Minister for Climate Change Greg Combet, today announced the government will be phasing out the solar credits multiplier of two small technology certificates (STCs) per megawatt hour, 6 months ahead of schedule effective from January 1, 2013. This is the second time the government has brought forward the scheme which was originally meant to run until 2015.

John Grimes from the Solar Energy Society said that this will have the typical effect of halving the rebate on a 3kw system from $2500 to $1250. In costs to consumers, this will increase prices on a typical system from $6000 to $7250 from the beginning of 2013. This decision means that most Australians installing solar PV after January 1 will receive no additional subsidies from the government, and in most states homeowners will only receive feed in tariffs which vary between states from as little as 6c per megawatt hour.
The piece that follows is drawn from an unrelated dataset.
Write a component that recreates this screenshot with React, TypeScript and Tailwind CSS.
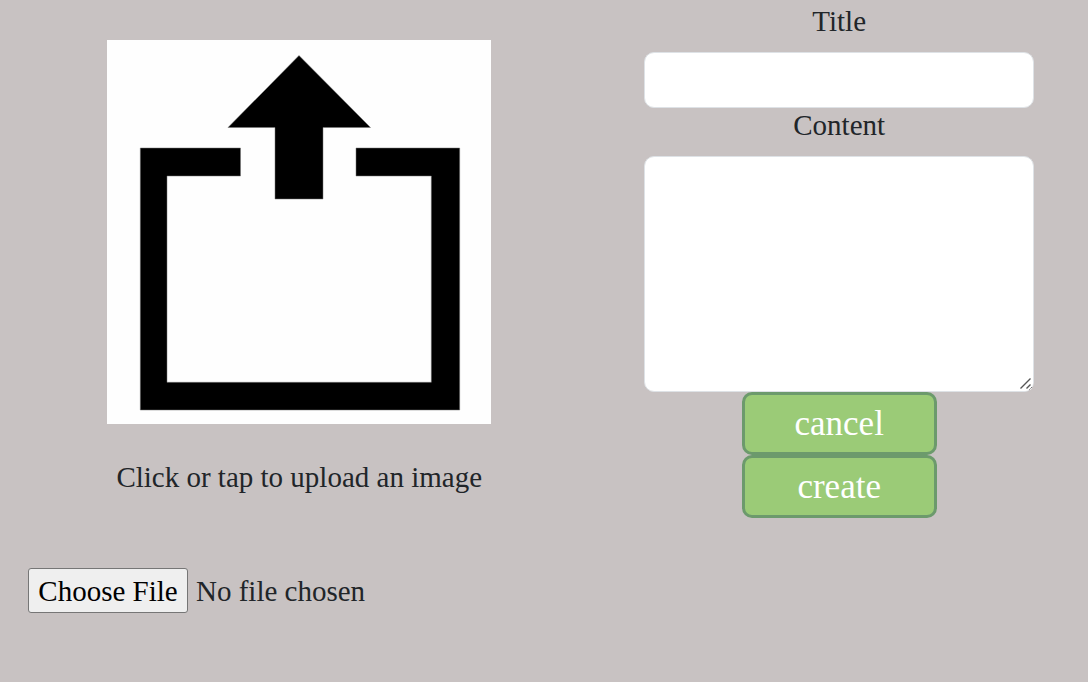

Greg Combet announced that “Phasing out the (scheme) early will strike the appropriate balance between easing upward pressure on electricity prices and supporting households and suppliers who install solar PV.”

The decision has been blasted by industry groups, whilst many in the solar hot water industry have praised the decision as creating a level playing field for hot water systems and solar pv. The decision has also coincided with intense public lobbying from utilities and generators who have blamed cost blowouts on the government rooftop solar schemes.

The implication now will be a rush to capitalise on the potential savings that will disappear on systems installed after January. For the current STC rebates to apply, customers will have to have their system installed before January 1st, 2013.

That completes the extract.